» **Work required**: Scan the data for "components" and copy the lines it appears in.

» **Collected data**:

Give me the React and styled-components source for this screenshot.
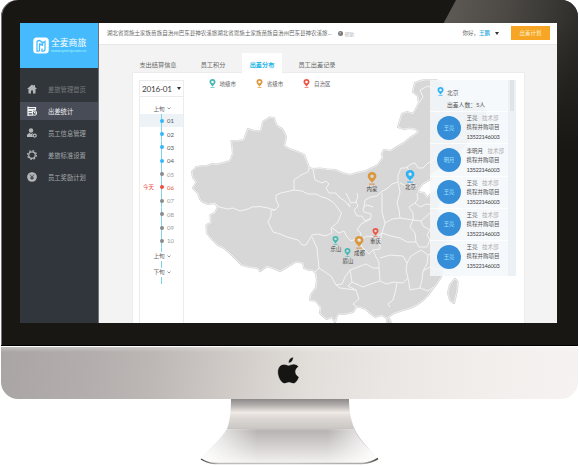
import React from "react";
import styled, { createGlobalStyle, css } from "styled-components";

const GlobalStyle = createGlobalStyle`
  * { box-sizing: border-box; }
  body {
    margin: 0;
    background: #fff;
    overflow: hidden;
    font-family: Lato, "Noto Sans CJK SC", sans-serif;
    color: #666;
  }
  svg { display: block; flex-shrink: 0; }
`;

/* ---------- Monitor ---------- */

const Monitor = styled.div`
  width: 579px;
  height: 466px;
  padding: 0 1px;
  display: flex;
  flex-direction: column;
  align-items: center;
`;

const Bezel = styled.div`
  position: relative;
  width: 577px;
  height: 346px;
  padding: 23px 20px 0 19px;
  border-radius: 17px 17px 0 0;
  border-bottom: 1px solid #000;
  background: #181714;
  box-shadow: inset 1px 0 0 #77757a, inset -1px 0 0 #5b5a56;

  &::before {
    content: "";
    position: absolute;
    inset: 0;
    border-radius: inherit;
    clip-path: polygon(455px 0, 100% 0, 100% 100%, 270px 100%);
    background:
      linear-gradient(to bottom, rgba(24, 23, 20, 0) 20px, #181714 150px),
      linear-gradient(100deg, #5d5954 440px, #4c4945 500px, #2d2c28 575px);
  }
`;

const Chin = styled.div`
  width: 577px;
  height: 53px;
  flex-shrink: 0;
  display: flex;
  justify-content: center;
  padding: 9px 3px 0 0;
  border-top: 1px solid #fff;
  border-radius: 0 0 17px 17px;
  background:
    linear-gradient(to bottom, rgba(255, 255, 255, 0.3), rgba(255, 255, 255, 0) 5px),
    linear-gradient(98deg, #aaa5a5 0, #b3aead 90px, #bcb7b5 150px, #d2cdc9 240px, #e2dfdb 310px, #ebe7e4 390px, #f1eeec 480px, #f5f2f1 577px);
`;

const Screen = styled.div`
  position: relative;
  width: 537px;
  height: 300px;
  display: flex;
  overflow: hidden;
  background: #f3f3f3;
`;

/* ---------- Sidebar ---------- */

const Sidebar = styled.aside`
  width: 79px;
  background: linear-gradient(#31363b, #30363c);
  border-right: 1px solid #6f7478;
`;

const Brand = styled.div`
  width: 78px;
  height: 45px;
  padding: 0 0 1px 13px;
  display: flex;
  align-items: center;
  gap: 2px;
  background: #45bbfd;
  color: #fff;
`;

const BrandText = styled.div`
  display: flex;
  flex-direction: column;
  white-space: nowrap;
`;

const BrandName = styled.strong`
  font-size: 8.8px;
  line-height: 10px;
  font-weight: 400;
`;

const BrandUrl = styled.span`
  font-size: 4px;
  line-height: 5px;
  color: #a4f6f8;
`;

const Nav = styled.nav`
  padding-top: 12px;
  display: flex;
  flex-direction: column;
  gap: 4px;
`;

const NavItem = styled.a`
  height: 18px;
  padding-left: 7px;
  display: flex;
  align-items: center;
  gap: 11px;
  font-size: 6.3px;
  white-space: nowrap;
  color: ${(p) => (p.$active ? "#f2f3f4" : p.$dim ? "#767a7d" : "#a5a8aa")};
  background: ${(p) => (p.$active ? "#474c57" : "transparent")};

  svg { color: ${(p) => (p.$active ? "#f2f3f4" : "#b4b5b6")}; }
`;

/* ---------- Main column ---------- */

const Main = styled.main`
  width: 458px;
  display: flex;
  flex-direction: column;
`;

const Header = styled.header`
  height: 22px;
  padding: 0 7px 1px 8px;
  display: flex;
  align-items: center;
  background: #fff;
  border-bottom: 1px solid #e8e8e8;
  font-size: 5.52px;
  white-space: nowrap;
`;

const Address = styled.span`
  width: 230.5px;
`;

const Help = styled.span`
  display: flex;
  align-items: center;
  gap: 2px;
  color: #b3b3b3;
  font-size: 4.8px;
`;

const HelpDot = styled.i`
  width: 5px;
  height: 5px;
  border-radius: 50%;
  background: #777;
  color: #fff;
  font: normal 4px/5px Lato, sans-serif;
  text-align: center;
`;

const User = styled.span`
  margin-left: auto;
  display: flex;
  align-items: center;
  b { color: #32a8de; font-weight: 500; }
`;

const Caret = styled.i`
  margin-left: ${(p) => p.$gap}px;
  border: 2.5px solid transparent;
  border-top: 3px solid #333;
  border-bottom: 0;
`;

const PlanButton = styled.button`
  width: 39px;
  height: 14px;
  margin-left: 12px;
  padding: 0;
  border: 0;
  background: #f7a524;
  color: #fff1cf;
  font: 5.5px Lato, "Noto Sans CJK SC", sans-serif;
`;

const Tabs = styled.div`
  height: 27px;
  padding: 8px 0 0 33px;
  display: flex;
  font-size: 6.2px;
`;

const Tab = styled.span`
  width: ${(p) => p.$w}px;
  padding-top: 3px;
  display: flex;
  justify-content: center;
  align-items: center;
  white-space: nowrap;
  color: #666;
  ${(p) =>
    p.$active &&
    css`
      margin-bottom: -1px;
      padding-top: 2px;
      position: relative;
      z-index: 1;
      background: #fff;
      color: #1fb5e6;
      font-weight: 700;
    `}
`;

const Board = styled.section`
  width: 393px;
  height: 251px;
  margin-left: 33px;
  padding-left: 6px;
  display: flex;
  background: #fff;
  border: 1px solid #ececec;
  border-bottom: 0;
`;

/* ---------- Timeline ---------- */

const Timeline = styled.div`
  width: 45px;
  margin-top: 7px;
  border: 1px solid #ececec;
  border-bottom: 0;
`;

const Month = styled.div`
  height: 16px;
  padding-left: 2px;
  display: flex;
  align-items: center;
  border-bottom: 1px solid #ececec;
  font-size: 8.2px;
  letter-spacing: -0.25px;
  white-space: nowrap;
  color: #444;
`;

const Period = styled.div`
  height: ${(p) => p.$h}px;
  padding: ${(p) => p.$top || 0}px 0 0 13.5px;
  display: flex;
  align-items: center;
  gap: 2px;
  font-size: 5.6px;
  white-space: nowrap;
`;

const DayRow = styled.div`
  height: 13.36px;
  display: grid;
  grid-template-columns: 18px 7px 1fr;
  align-items: center;
  font-size: 6px;
  color: ${(p) => ({ done: "#555", next: "#999", today: "#e8503f" })[p.$state]};
  background: ${(p) => (p.$selected ? "#edf2f6" : "transparent")};
`;

const TodayMark = styled.span`
  padding-left: 3px;
  font-size: 5.5px;
  white-space: nowrap;
  color: #e8503f;
`;

const Track = styled.span`
  height: 100%;
  display: flex;
  justify-content: center;
  align-items: center;
  background: linear-gradient(#7fd3e6, #7fd3e6) center / 1px 100% no-repeat;
`;

const Dot = styled.i`
  width: 4px;
  height: 4px;
  border-radius: 50%;
  background: ${(p) => ({ done: "#35b6fb", next: "#8b8b8b", today: "#f04e3b" })[p.$state]};
`;

const DayNumber = styled.span`
  padding-left: 2px;
`;

const Link = styled.div`
  width: 1px;
  height: ${(p) => p.$h}px;
  margin-left: 21px;
  background: #7fd3e6;
`;

/* ---------- Map ---------- */

const MapArea = styled.div`
  position: relative;
  width: 340px;
  height: 250px;
`;

const Legend = styled.div`
  position: absolute;
  left: 25px;
  top: 6px;
  display: flex;
  font-size: 5.5px;
`;

const LegendItem = styled.span`
  width: 47.2px;
  display: flex;
  align-items: center;
  gap: 3.5px;
  white-space: nowrap;
`;

const City = styled.div`
  position: absolute;
  left: ${(p) => p.$x - 15}px;
  top: ${(p) => p.$y}px;
  width: 30px;
  display: flex;
  flex-direction: column;
  align-items: center;
`;

const CityName = styled.span`
  font-size: 5.4px;
  line-height: 9px;
  color: #444;
`;

const People = styled.aside`
  position: absolute;
  left: 246px;
  top: 7px;
  width: 86px;
  height: 196px;
  display: flex;
  background: rgba(244, 248, 251, 0.84);
`;

const PeopleList = styled.div`
  width: 78px;
`;

const PeopleHead = styled.div`
  height: 31.3px;
  padding: 6.5px 0 0 7px;
  display: flex;
  gap: 3px;
  font-size: 5.8px;
  line-height: 12.3px;
  color: #555;
  white-space: nowrap;
`;

const Person = styled.div`
  height: 32.2px;
  padding-left: 7px;
  display: flex;
  align-items: center;
  gap: 5.5px;
  border-top: 1px solid rgba(255, 255, 255, 0.75);
`;

const Avatar = styled.span`
  width: 24px;
  height: 24px;
  border-radius: 50%;
  background: #358ed7;
  color: #9fe0ff;
  font-size: 5.3px;
  line-height: 24px;
  text-align: center;
`;

const PersonInfo = styled.div`
  display: flex;
  flex-direction: column;
  font-size: 5.5px;
  line-height: 9px;
  white-space: nowrap;
  color: #555;
`;

const Dept = styled.span`
  margin-left: 4.5px;
  color: #aaa;
`;

const Phone = styled.span`
  font-size: 5.7px;
  letter-spacing: -0.3px;
  color: #444;
`;

const Scrollbar = styled.div`
  width: 8px;
  padding-left: 2px;
  background: rgba(233, 239, 242, 0.8);
`;

const Thumb = styled.div`
  width: 4px;
  height: 31px;
  background: #e1e4e7;
`;

/* ---------- Drawings ---------- */

function Pin({ color, size = 9 }) {
  return (
    <svg width={size * 0.78} height={size} viewBox="0 0 14 18">
      <path fill={color} fillRule="evenodd" d="M7 0C3.2 0 1 2.7 1 5.8 1 9.5 5 11.5 7 15c2-3.5 6-5.5 6-9.2C13 2.7 10.8 0 7 0Zm0 3.4a2.5 2.5 0 1 1 0 5 2.5 2.5 0 0 1 0-5Z" />
      <path d="M3 16.8h8" stroke={color} strokeWidth="1.5" />
    </svg>
  );
}

function Chevron() {
  return (
    <svg width="4" height="3" viewBox="0 0 8 6" fill="none" stroke="#777" strokeWidth="1.5">
      <path d="M1 1l3 3 3-3" />
    </svg>
  );
}

function BrandMark() {
  return (
    <svg width="16" height="17" viewBox="0 0 32 34">
      <rect x="0.5" y="1" width="31" height="32" rx="7" fill="#fff" />
      <g fill="none" stroke="#45bbfd" strokeWidth="2.5">
        <path d="M13 28H8V9q4-4 8 0t8 0v15q0 4-4 4h-2v-5" />
        <path d="M13 28V14M13 12l3 4 3-4v6" />
      </g>
    </svg>
  );
}

const navIcons = {
  home: <path fill="currentColor" d="M10 1 0 10h3v9h5v-6h4v6h5v-9h3L16 6V2h-3v2Z" />,
  stats: (
    <g fill="none" stroke="currentColor" strokeWidth="2">
      <path d="M2 1v19M3 3h14v4H3M3 9h8v4H3M3 18h9" strokeWidth="2.5" />
      <circle cx="15" cy="14" r="4.5" />
      <path d="M15 11v3h3" />
    </g>
  ),
  staff: (
    <g fill="currentColor">
      <circle cx="8" cy="5" r="4.5" />
      <path d="M0 18v-4q1-3 5-4l3 2 4-2q-3 5 0 8Z" />
      <circle cx="15.5" cy="15" r="3" fill="none" stroke="currentColor" strokeWidth="2.5" />
    </g>
  ),
  gear: (
    <g fill="none" stroke="currentColor">
      <circle cx="10" cy="10" r="6.5" strokeWidth="2.5" />
      <circle cx="10" cy="10" r="8.8" strokeWidth="2.4" strokeDasharray="3.46 3.45" />
    </g>
  ),
  coin: (
    <g>
      <circle cx="10" cy="10" r="9.7" fill="currentColor" />
      <path d="m6 5 4 5 4-5M10 10v6M6.5 10.5h7M6.5 13h7" fill="none" stroke="#31363b" strokeWidth="1.5" />
    </g>
  ),
};

function NavIcon({ name }) {
  return <svg width="10" height="10" viewBox="0 0 20 20">{navIcons[name]}</svg>;
}

const MAINLAND =
  "M270 117.500L274 118 275 122 277 126 282 129 284 132 286 137 285 142 284 146 289 149 295 151 300 153 304 155 306 160 309 168 313 169 320 168.500 327 169.500 335 170 342 173 350 175 357 173 366 171 372 168 378 165 383 158 382 154 384 150 391 151 397 147 404 143 410 138 415 135 419 132 416 129 410 128 404 129 398 127 400 121 402 114 407 112 413 114 416 109 419 103 418 96 413 92 414 87 415 83 420 81 425 80 436 80 441 83 446 93 450 102 456 108 462 110 468 105 476 101 483 104 485 112 482 119 482 128 478 134 471 136 467 143 460 150 453 155 446 160 441 166 436 170 432 172 430 175 431 179 427 181 422 184 419 188 418 192 424 193 427 198 432 193 437 190 444 189 449 192 443 198 438 203 437 210 441 220 445 228 450 234 446 237 451 240 445 243 449 249 446 257 445 263 442 270 441 277 437 283 433 288 428 295 423 300 416 305 410 308 403 310 397 312 392 314 388 317 390 321 392 325 387 325 387 318 382 315 375 317 370 313 366 309 360 307 356 307 353 312 345 314 338 314 336 318 335 322 332 317 327 319 323 316 320 313 321 307 316 301 310 300 311 295 316 288 317 280 316 273 313 270 309 270 304 268 303 263 299 262 295 262 287 267 280 271 273 268 267 266 260 271 258 268 250 267 242 265 236 259 230 253 224 248 218 245 212 239 207 233 206.500 225 211 223 210.500 215 215 213 218 207 215 203 208 204 203 202 200 199 198 193 193 188 196.500 182 193 177 192 172 196.500 167 202 166 207 166 212 164 217 164.500 223 163 230 161 233 154 232.500 148 231.500 141 238 141 244 140 248 129 254 131 261 131 263 122Z";

const TAIWAN = "M455 279L457.500 282 457 290 454 303 450 300 448 293 450 285Z";

const BORDERS = [
  "M309 168L308 172 301 175 294 180 294 190 281 193 276 195 276 200 279 206 275 210 271 210",
  "M215 203L219 207 228 209 233 208 240 211 248 209 252 207 260 206.500 268 208 275 210",
  "M271 210L271 216 268 222 273 232 280 234 287 237 298 240 302 245 306 245 309 240 312 235 318 234 325 236 332 233 331 228 338 222 341.500 213 337 207 333 202 326 198 322 197 316 194 308 194 302 191 294 190",
  "M312 237L317 248 318 258 319 268 325 272 331 276 336 285 342 284 345 277 350 270",
  "M319 268L315 272",
  "M313 169L315 180 322 183 326 181 329 184 326 188 329 193 336 193 339 197 346 202 350 207",
  "M346 193L351 203 356 202 358 206 354 210 357 216 362 216 365 221 371 218 371 214 364 212 363 208 367 205 373 207",
  "M350 207L348 203M356 202L358 196 357 193M364 207L365 200 371 197 377 196 381 192 388 188 392 184 398 182 398 175 401 168 405 168 407 167 411 164 415 163 418 168 423 168 428 163 434 160 436 153 444 149 452 145 456 138 462 132",
  "M332 228L339 233 344 231 347 237 351 241 356 239 360 240 361 233 357 230 361 224 371 219",
  "M360 240L367 236 376 237 382 233 385 223 382 212 382 193",
  "M385 223L392 219 400 218 399 210 397 203 400 192 398 182",
  "M400 218L413 220 413 213 409 207 415 203 418 199 417 193",
  "M382 233L391 236 400 238 407 242 416 242 419 247 427 247 430 240 427 235 430 230 423 226 421 221 413 220 410 227 415 233 416 242",
  "M360 240L362 247 369 254 373 250 380 249 380 241 382 233M373 250L376 257 379 262 379 268 380 281 371 284 363 287 352 282 350 270 358 267 366 264 373 268 379 268",
  "M380 258L390 255 403 256 407 263 406 270 408 278 403 283 394 282 386 284 380 281",
  "M407 263L411 256 421 250 428 255 427 264 423 271 422 280 420 288 410 290 408 278",
  "M397 283L395 293 393 300 388 304 390 307M352 282L348 286 356 290 359 299 353 304 357 307M356 290L340 288 336 285",
  "M420 288L428 291 433 287M423 271L430 267 437 270 444 268M428 255L436 252 446 257",
  "M421 221L430 213 437 214M407 167L411 175 412 182 406 186 400 183M412 182L417 186M415 203L420 207 426 204 432 205",
  "M434 110L441 115 448 112 455 120 464 118M434 140L445 138 454 133 462 138 470 135M434 160L441 157 447 152 453 155",
  "M419 103L423 97 420 90 428 86 435 90 440 86",
];

function ChinaMap() {
  return (
    <svg width="340" height="250" viewBox="184 73 340 250">
      <g fill="#d7d7d7" stroke="#d4d4d4" strokeWidth="2.2" strokeLinejoin="round">
        <path d={MAINLAND} />
        <path d={TAIWAN} />
      </g>
      <g fill="none" stroke="#f6f6f6" strokeWidth="0.75" strokeLinejoin="round">
        <path d={MAINLAND} />
        <path d={TAIWAN} />
        {BORDERS.map((d) => (
          <path key={d} d={d} strokeWidth="0.9" />
        ))}
      </g>
    </svg>
  );
}

function AppleMark() {
  return (
    <svg width="25" height="30" viewBox="0 0 24 29">
      <path
        d="M17 7.8c-2 0-3.600 1.200-4.700 1.200S9.500 7.900 7.800 7.900C4.500 8 1.500 10.700 1.500 15.500c0 5.500 3.800 11.200 6.700 11.200 1.600 0 2.300-1 4.200-1s2.500 1 4.200 1c2.600 0 4.800-3.900 5.700-6.500-4.600-2.200-4.400-7.700-.5-9.800C20.700 8.700 18.800 7.800 17 7.800ZM16.600 1c-2.800.3-5 3-4.600 5.900C14.700 6.900 17 4 16.600 1Z"
        fill="#161513"
        stroke="#f8f7f5"
        strokeWidth="0.5"
      />
    </svg>
  );
}

function Stand() {
  return (
    <svg width="182" height="67" viewBox="199 399 182 67">
      <defs>
        <linearGradient id="neck" x1="0" y1="0" x2="0" y2="1">
          <stop offset="0" stopColor="#8c8989" />
          <stop offset=".1" stopColor="#b4b0ae" />
          <stop offset=".21" stopColor="#f0eae6" />
          <stop offset=".3" stopColor="#ddd8d4" />
          <stop offset=".45" stopColor="#cbc8c5" />
          <stop offset=".5" stopColor="#b8b4b3" />
          <stop offset=".7" stopColor="#cfcccb" />
          <stop offset="1" stopColor="#f3f1ef" />
        </linearGradient>
        <linearGradient id="shine">
          <stop offset="0" stopColor="#fff" stopOpacity=".95" />
          <stop offset=".32" stopColor="#fff" stopOpacity="0" />
          <stop offset=".72" stopColor="#fff" stopOpacity="0" />
          <stop offset="1" stopColor="#fff" stopOpacity=".95" />
        </linearGradient>
        <linearGradient id="rim">
          <stop offset="0" stopColor="#484644" />
          <stop offset=".1" stopColor="#bebbb8" />
          <stop offset=".5" stopColor="#c5c1bf" />
          <stop offset=".92" stopColor="#aaa7a4" />
          <stop offset="1" stopColor="#464441" />
        </linearGradient>
      </defs>
      <path d="M231 399h118c0 14 3 25 7 33 5 9 14 17 20 26l-10 5H212l-10-5c9-11 20-20 25-29 3-8 4-19 4-30Z" fill="url(#neck)" />
      <path d="M227 429h127c5 12 16 20 22 29l-10 5H212l-10-5c9-11 20-20 25-29Z" fill="url(#shine)" />
      <path d="M201 459q6 4 14 4.500h147q9-.5 16-5" fill="none" stroke="url(#rim)" strokeWidth="1.500" />
    </svg>
  );
}

/* ---------- Data ---------- */

const TEAL = "#45b9b1";
const ORANGE = "#dc963c";
const RED = "#ec5546";
const BLUE = "#2cb3f5";

const nav = [
  { icon: "home", label: "差旅管理首页", dim: true },
  { icon: "stats", label: "出差统计", active: true },
  { icon: "staff", label: "员工信息管理" },
  { icon: "gear", label: "差旅标准设置" },
  { icon: "coin", label: "员工奖励计划" },
];

const tabs = [
  { label: "支出结算信息", w: 52 },
  { label: "员工积分", w: 58 },
  { label: "出差分布", w: 40, active: true },
  { label: "员工出差记录", w: 70 },
];

const days = Array.from({ length: 10 }, (_, i) => ({
  label: String(i + 1).padStart(2, "0"),
  state: i < 4 ? "done" : i === 5 ? "today" : "next",
}));

const cities = [
  { name: "北京", x: 226.5, y: 96.5, color: BLUE, size: 13 },
  { name: "内蒙", x: 188, y: 99, color: ORANGE, size: 13 },
  { name: "成都", x: 175.5, y: 163, color: ORANGE, size: 13 },
  { name: "重庆", x: 191.5, y: 154.5, color: RED, size: 9 },
  { name: "乐山", x: 152, y: 162.5, color: TEAL, size: 9 },
  { name: "眉山", x: 164, y: 174.5, color: TEAL, size: 9 },
];

const people = ["王亮", "李明月", "王亮", "王亮", "王亮"];

const ADDRESS = "湖北省恩施土家族苗族自治州巴东县神农溪旅";

export default function App() {
  return (
    <Monitor>
      <GlobalStyle />
      <Bezel>
        <Screen>
          <Sidebar>
            <Brand>
              <BrandMark />
              <BrandText>
                <BrandName>全麦商旅</BrandName>
                <BrandUrl>www.qmtrip.com.cn</BrandUrl>
              </BrandText>
            </Brand>
            <Nav>
              {nav.map((n) => (
                <NavItem key={n.label} $active={n.active} $dim={n.dim}>
                  <NavIcon name={n.icon} />
                  {n.label}
                </NavItem>
              ))}
            </Nav>
          </Sidebar>

          <Main>
            <Header>
              <Address>{ADDRESS + ADDRESS}...</Address>
              <Help>
                <HelpDot>?</HelpDot>帮助
              </Help>
              <User>
                你好，<b>王鹏</b>
                <Caret $gap={5} />
              </User>
              <PlanButton>出差计划</PlanButton>
            </Header>

            <Tabs>
              {tabs.map((t) => (
                <Tab key={t.label} $w={t.w} $active={t.active}>{t.label}</Tab>
              ))}
            </Tabs>

            <Board>
              <Timeline>
                <Month>
                  2016-01
                  <Caret $gap={5} />
                </Month>
                <Period $h={17} $top={6}>上旬<Chevron /></Period>
                {days.map((d, i) => (
                  <DayRow key={d.label} $state={d.state} $selected={i === 0}>
                    <TodayMark>{d.state === "today" ? "今天" : ""}</TodayMark>
                    <Track><Dot $state={d.state} /></Track>
                    <DayNumber>{d.label}</DayNumber>
                  </DayRow>
                ))}
                <Link $h={4} />
                <Period $h={9}>上旬<Chevron /></Period>
                <Link $h={7} />
                <Period $h={9}>下旬<Chevron /></Period>
                <Link $h={7} />
              </Timeline>

              <MapArea>
                <ChinaMap />
                <Legend>
                  <LegendItem><Pin color={TEAL} />地级市</LegendItem>
                  <LegendItem><Pin color={ORANGE} />省级市</LegendItem>
                  <LegendItem><Pin color={RED} />自治区</LegendItem>
                </Legend>
                {cities.map((c) => (
                  <City key={c.name} $x={c.x} $y={c.y}>
                    <Pin color={c.color} size={c.size} />
                    <CityName>{c.name}</CityName>
                  </City>
                ))}
                <People>
                  <PeopleList>
                    <PeopleHead>
                      <Pin color={BLUE} />
                      <div>
                        北京
                        <br />
                        出差人数：5人
                      </div>
                    </PeopleHead>
                    {people.map((name, i) => (
                      <Person key={i}>
                        <Avatar>{name.slice(-2)}</Avatar>
                        <PersonInfo>
                          <span>{name}<Dept>技术部</Dept></span>
                          <span>携程并购项目</span>
                          <Phone>13522146003</Phone>
                        </PersonInfo>
                      </Person>
                    ))}
                  </PeopleList>
                  <Scrollbar><Thumb /></Scrollbar>
                </People>
              </MapArea>
            </Board>
          </Main>
        </Screen>
      </Bezel>
      <Chin><AppleMark /></Chin>
      <Stand />
    </Monitor>
  );
}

» **Completed task**:
Give me the React and styled-components source for this screenshot.
import styled, { createGlobalStyle, css } from "styled-components";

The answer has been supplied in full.